Soviet officials hailed Reagan’s statement as a reflection of the fading away of Cold War hostility and the success of their efforts to end the mutual enmity. On the other hand, American anti-communists like William F. Buckley and Zbigniew Brzezinski rebuked Reagan, adamantly insisting that the Cold War was not over and the Soviet empire was still evil.

The story of those different responses to Reagan’s remark offers two major lessons.

First, the Soviet celebration of Reagan’s statement on May 31, 1988 should remind us that, contrary to some mythmakers, American-Soviet conflict did not end in 1991 with a defeated Soviet Union hauling down the red hammer and sickle flag over the Kremlin. Instead, the superpower arms race and geopolitical rivalry ended through a process of respectful dialogue and negotiations that focused on common interests. By the time Reagan came to Moscow in May 1988 the United States and the Soviet Union had signed and ratified a treaty to eliminate dangerously destabilizing intermediate range nuclear forces (INF) from Europe and the superpowers were on the way to more far-reaching arms reduction agreements.

The prime lesson from that experience for U.S. policy toward Russia today is that rhetorical denunciation, military pressure and economic sanctions will not by themselves bring desired breakthroughs. After fruitlessly condemning Soviet leaders in his first three years, Reagan generally reined in his rhetoric and then reaped the benefits of diplomatic engagement with Gorbachev after he came to power in 1985.

True, the challenge of matching the costly U.S. military buildup and the problem of the stagnant Soviet economy gave Gorbachev incentives to reorient Soviet policies. But the first major Soviet arms control concession – dropping the linkage of an INF treaty to curbs on Reagan’s Strategic Defense Initiative – came when Gorbachev and his aides realized that they could reach an accommodation with Reagan and separate him from implacable hardliners.

Today some members of Congress believe that piling on more sanctions, ratcheting up tensions even higher, and stigmatizing Russia – for example, by listing it as a state sponsor of terrorism – will compel Russia to change. That tactic has been tried for years and it has failed. Since the Magnitsky Act of 2012, Congress has repeatedly imposed sanctions on Russian officials but they have not made Russia more compliant with American demands. American politicians should be reminded that the most profound Soviet changes in the 1980s – withdrawing from Afghanistan, holding democratic elections, releasing control of Eastern Europe – came after the easing of tensions between Washington and Moscow.
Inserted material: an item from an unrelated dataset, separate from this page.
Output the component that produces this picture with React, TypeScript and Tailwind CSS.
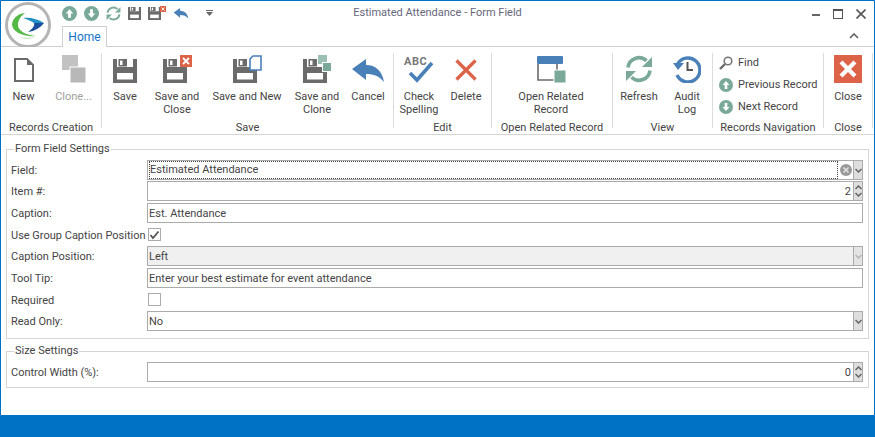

Second, rigid Cold Warriors’ repudiation of Reagan in 1988 highlights how deeply attached many in the American establishment were to having “an opposite pole of evil” in order to affirm the virtue of the United States – a point veteran diplomat George F. Kennan made at the time. The principal lesson for today from those clinging to the conception of an “evil empire” is that we should not allow the demonization of Russia to obstruct opportunities for dialogue between top American and Russian leaders. As former Secretary of Defense William Perry has warned, the danger of a nuclear catastrophe is now even greater than it was during the Cold War. In that context it is irresponsible, as well as futile, to try to ostracize Putin as a pariah with whom America should have no contact.

Ronald Reagan began his presidency by denouncing Soviet leaders as immoral liars and cheats, but his anger at their actions around the world did not keep him from trying to engage them in negotiations to reduce dangerous tensions – even before Gorbachev came to power. For similar reasons, Russian leaders’ dishonesty about their intervention in Ukraine, their alleged interference in the U.S. election of 2016, and other misconduct should not keep the United States from engaging them in dialogue, at least to reduce the danger of miscalculation and perhaps to open the way to a gradual easing of the “new cold war.”